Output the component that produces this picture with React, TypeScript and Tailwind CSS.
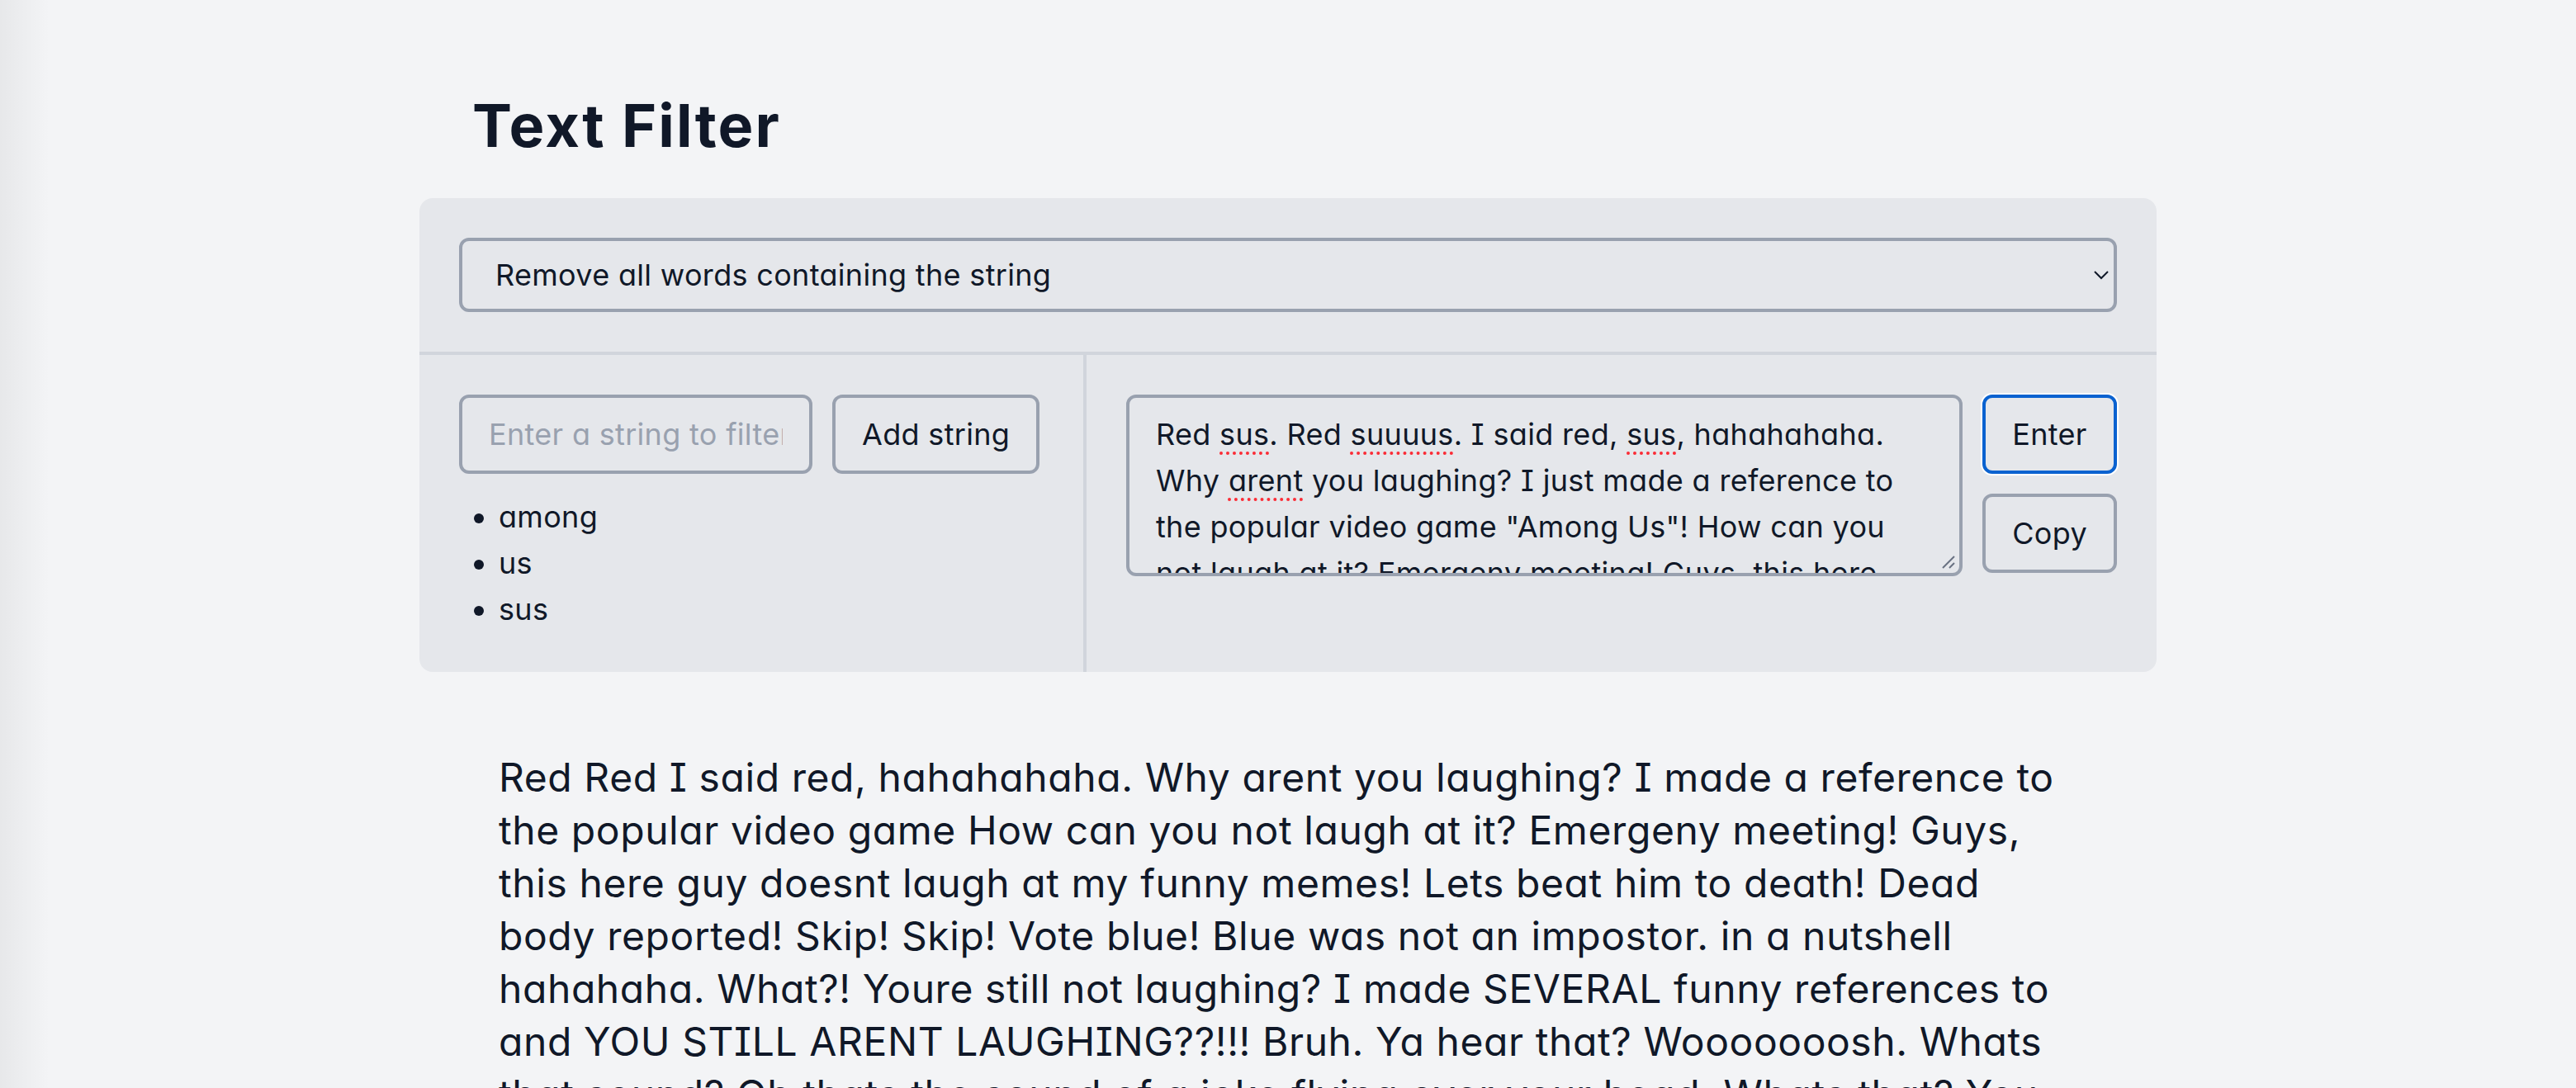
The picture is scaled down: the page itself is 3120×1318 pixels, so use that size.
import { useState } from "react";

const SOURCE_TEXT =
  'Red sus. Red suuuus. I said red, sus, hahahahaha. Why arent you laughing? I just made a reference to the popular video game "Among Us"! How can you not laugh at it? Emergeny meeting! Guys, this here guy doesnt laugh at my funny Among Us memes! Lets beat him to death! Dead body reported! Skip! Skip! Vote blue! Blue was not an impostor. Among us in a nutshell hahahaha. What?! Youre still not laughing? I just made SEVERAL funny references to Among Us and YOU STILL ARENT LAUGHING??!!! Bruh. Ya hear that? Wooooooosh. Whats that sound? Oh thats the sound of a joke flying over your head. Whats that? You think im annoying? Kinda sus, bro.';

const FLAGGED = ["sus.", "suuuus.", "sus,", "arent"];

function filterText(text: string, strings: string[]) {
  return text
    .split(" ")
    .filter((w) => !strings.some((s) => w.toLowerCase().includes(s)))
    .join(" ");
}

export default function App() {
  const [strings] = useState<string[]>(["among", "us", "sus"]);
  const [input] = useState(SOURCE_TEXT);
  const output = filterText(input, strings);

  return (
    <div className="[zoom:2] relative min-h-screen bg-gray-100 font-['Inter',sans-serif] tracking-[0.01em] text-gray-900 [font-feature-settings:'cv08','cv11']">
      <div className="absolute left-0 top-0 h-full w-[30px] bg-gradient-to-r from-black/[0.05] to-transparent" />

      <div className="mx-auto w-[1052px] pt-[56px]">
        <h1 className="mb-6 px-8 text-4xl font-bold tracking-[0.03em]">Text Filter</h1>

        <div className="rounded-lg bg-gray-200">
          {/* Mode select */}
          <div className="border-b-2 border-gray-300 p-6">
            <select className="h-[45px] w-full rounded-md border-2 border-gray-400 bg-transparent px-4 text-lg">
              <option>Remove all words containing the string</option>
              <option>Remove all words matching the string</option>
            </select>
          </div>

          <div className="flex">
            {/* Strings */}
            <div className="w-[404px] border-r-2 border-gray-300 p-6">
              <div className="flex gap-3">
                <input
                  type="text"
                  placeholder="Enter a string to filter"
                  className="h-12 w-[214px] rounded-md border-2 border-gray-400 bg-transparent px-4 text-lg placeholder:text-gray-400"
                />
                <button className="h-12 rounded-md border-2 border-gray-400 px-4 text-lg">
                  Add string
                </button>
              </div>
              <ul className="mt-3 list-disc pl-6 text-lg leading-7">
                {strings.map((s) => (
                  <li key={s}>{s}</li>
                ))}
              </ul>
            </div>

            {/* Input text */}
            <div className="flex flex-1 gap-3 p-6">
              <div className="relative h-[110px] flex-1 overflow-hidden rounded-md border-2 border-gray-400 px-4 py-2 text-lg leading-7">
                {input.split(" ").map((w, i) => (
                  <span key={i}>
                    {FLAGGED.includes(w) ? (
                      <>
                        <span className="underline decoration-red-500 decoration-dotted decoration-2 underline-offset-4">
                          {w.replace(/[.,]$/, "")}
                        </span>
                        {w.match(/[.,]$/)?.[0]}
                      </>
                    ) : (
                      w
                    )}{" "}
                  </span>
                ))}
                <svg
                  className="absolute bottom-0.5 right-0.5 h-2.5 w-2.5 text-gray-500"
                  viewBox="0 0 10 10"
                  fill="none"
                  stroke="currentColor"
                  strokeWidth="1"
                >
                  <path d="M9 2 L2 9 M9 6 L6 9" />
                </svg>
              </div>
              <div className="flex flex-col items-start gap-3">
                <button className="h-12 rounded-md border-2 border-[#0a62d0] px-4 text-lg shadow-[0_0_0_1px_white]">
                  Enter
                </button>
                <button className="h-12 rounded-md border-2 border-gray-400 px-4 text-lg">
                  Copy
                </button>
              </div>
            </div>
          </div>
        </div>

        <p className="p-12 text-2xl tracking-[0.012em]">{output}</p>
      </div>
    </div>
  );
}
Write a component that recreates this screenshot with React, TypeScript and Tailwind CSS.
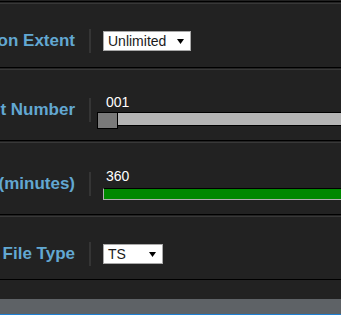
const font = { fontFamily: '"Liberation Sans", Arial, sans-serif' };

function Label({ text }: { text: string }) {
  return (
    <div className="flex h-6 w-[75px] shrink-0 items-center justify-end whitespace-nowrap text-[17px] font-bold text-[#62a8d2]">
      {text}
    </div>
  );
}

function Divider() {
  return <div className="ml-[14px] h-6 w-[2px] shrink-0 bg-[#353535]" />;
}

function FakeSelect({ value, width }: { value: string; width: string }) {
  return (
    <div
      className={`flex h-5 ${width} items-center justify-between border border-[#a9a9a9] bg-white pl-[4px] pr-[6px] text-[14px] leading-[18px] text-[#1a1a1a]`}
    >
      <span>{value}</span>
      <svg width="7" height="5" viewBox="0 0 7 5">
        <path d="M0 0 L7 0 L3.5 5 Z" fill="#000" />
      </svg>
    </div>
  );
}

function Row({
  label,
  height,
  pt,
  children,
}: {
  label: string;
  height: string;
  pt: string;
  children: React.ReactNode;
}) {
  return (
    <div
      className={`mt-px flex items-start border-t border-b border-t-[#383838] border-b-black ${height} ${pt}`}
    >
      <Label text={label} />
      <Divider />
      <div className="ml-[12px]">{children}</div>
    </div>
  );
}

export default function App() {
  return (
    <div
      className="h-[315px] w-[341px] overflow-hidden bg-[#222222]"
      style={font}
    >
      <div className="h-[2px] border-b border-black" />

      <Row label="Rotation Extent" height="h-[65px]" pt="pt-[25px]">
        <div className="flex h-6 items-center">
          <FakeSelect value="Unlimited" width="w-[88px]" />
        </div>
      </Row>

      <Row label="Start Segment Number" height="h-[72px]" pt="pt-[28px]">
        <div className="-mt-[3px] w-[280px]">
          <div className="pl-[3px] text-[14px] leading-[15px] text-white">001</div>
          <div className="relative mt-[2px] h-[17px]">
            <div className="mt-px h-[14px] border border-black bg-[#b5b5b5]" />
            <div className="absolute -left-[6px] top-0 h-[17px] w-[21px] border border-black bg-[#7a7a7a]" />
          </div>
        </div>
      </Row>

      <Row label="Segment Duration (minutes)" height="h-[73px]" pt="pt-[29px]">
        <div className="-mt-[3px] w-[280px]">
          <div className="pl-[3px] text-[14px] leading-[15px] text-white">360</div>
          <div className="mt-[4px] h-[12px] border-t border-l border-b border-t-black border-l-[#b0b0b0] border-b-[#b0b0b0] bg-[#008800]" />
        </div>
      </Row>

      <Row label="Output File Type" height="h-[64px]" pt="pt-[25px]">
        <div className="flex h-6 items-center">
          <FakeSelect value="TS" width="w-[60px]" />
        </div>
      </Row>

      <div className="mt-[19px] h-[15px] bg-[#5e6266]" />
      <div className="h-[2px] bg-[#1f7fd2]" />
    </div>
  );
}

### [YOUR GOAL]
Look above for every line with the word "that" and copy it.

### [TASK RESULT]
Output the component that produces this picture with React, TypeScript and Tailwind CSS.
The picture is scaled down: the page itself is 3120×1318 pixels, so use that size.
  'Red sus. Red suuuus. I said red, sus, hahahahaha. Why arent you laughing? I just made a reference to the popular video game "Among Us"! How can you not laugh at it? Emergeny meeting! Guys, this here guy doesnt laugh at my funny Among Us memes! Lets beat him to death! Dead body reported! Skip! Skip! Vote blue! Blue was not an impostor. Among us in a nutshell hahahaha. What?! Youre still not laughing? I just made SEVERAL funny references to Among Us and YOU STILL ARENT LAUGHING??!!! Bruh. Ya hear that? Wooooooosh. Whats that sound? Oh thats the sound of a joke flying over your head. Whats that? You think im annoying? Kinda sus, bro.';
Write a component that recreates this screenshot with React, TypeScript and Tailwind CSS.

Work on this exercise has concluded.